§ What needs to be done:
Count the lines containing "React". Give the number alone.

§ Raw data:
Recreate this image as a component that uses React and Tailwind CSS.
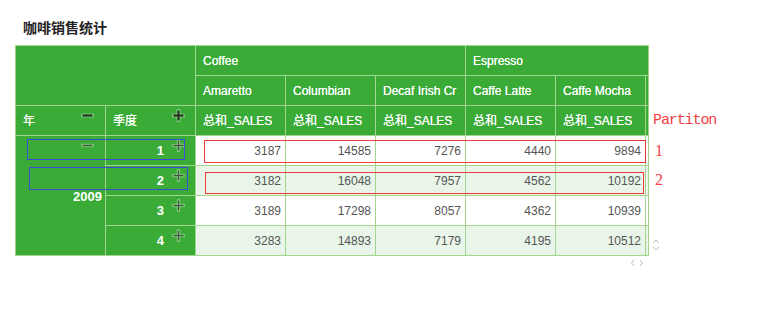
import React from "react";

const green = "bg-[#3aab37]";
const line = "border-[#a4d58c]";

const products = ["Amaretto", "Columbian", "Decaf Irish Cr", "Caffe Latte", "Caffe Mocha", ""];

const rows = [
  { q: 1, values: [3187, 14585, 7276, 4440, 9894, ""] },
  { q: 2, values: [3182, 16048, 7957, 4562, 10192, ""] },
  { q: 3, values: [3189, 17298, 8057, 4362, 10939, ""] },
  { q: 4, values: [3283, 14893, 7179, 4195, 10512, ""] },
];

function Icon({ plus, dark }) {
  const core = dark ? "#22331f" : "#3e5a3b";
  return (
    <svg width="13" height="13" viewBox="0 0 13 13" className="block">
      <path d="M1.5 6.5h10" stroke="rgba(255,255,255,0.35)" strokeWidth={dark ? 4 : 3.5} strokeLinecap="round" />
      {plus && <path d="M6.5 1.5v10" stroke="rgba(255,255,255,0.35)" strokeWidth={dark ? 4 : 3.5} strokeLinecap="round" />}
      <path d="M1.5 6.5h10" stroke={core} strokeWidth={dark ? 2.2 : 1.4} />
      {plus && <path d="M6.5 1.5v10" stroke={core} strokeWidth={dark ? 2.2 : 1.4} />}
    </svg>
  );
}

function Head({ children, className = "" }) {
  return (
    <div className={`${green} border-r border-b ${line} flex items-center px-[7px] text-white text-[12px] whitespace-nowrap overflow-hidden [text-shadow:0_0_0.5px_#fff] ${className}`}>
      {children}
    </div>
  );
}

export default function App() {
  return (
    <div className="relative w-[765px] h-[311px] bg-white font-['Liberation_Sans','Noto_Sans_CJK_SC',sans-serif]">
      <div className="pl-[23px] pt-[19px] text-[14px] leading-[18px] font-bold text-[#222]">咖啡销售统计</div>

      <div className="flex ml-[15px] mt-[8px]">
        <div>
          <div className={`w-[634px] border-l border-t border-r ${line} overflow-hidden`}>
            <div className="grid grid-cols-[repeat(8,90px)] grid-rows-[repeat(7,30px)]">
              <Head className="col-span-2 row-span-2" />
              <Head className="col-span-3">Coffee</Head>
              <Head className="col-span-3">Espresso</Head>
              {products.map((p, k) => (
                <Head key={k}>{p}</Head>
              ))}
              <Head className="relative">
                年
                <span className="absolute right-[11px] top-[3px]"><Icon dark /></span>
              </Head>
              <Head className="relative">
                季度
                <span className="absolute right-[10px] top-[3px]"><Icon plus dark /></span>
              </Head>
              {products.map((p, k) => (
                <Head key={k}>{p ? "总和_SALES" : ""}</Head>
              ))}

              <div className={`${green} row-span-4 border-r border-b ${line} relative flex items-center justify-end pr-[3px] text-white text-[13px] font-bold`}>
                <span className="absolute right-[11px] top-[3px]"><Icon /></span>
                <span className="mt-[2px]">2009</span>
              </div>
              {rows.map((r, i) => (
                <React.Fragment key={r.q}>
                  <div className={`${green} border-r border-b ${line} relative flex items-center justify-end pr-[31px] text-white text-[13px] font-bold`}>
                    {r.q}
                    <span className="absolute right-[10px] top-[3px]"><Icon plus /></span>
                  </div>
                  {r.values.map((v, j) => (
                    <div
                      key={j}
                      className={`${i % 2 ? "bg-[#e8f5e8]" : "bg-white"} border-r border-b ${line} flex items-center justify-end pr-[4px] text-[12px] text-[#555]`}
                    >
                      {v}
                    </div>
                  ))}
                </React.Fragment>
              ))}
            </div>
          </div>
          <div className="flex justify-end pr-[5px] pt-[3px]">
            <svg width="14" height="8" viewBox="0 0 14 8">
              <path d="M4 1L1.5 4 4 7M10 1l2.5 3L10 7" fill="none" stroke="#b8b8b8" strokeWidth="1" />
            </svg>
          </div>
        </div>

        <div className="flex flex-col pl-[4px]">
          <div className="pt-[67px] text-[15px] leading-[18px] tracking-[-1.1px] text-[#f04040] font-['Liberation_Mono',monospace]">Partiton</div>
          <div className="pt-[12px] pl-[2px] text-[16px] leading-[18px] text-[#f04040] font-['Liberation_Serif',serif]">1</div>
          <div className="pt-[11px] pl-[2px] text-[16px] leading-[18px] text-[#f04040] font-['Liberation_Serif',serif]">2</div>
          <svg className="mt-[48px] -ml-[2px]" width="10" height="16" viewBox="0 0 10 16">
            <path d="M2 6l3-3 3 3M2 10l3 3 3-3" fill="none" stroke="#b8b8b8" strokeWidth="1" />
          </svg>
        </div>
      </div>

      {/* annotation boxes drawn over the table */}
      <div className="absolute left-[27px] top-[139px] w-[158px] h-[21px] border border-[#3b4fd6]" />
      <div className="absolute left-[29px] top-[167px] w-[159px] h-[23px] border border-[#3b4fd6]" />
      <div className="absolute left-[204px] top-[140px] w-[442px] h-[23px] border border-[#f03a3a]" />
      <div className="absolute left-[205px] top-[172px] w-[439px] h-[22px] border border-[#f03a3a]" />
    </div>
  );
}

§ Exercise answer:
4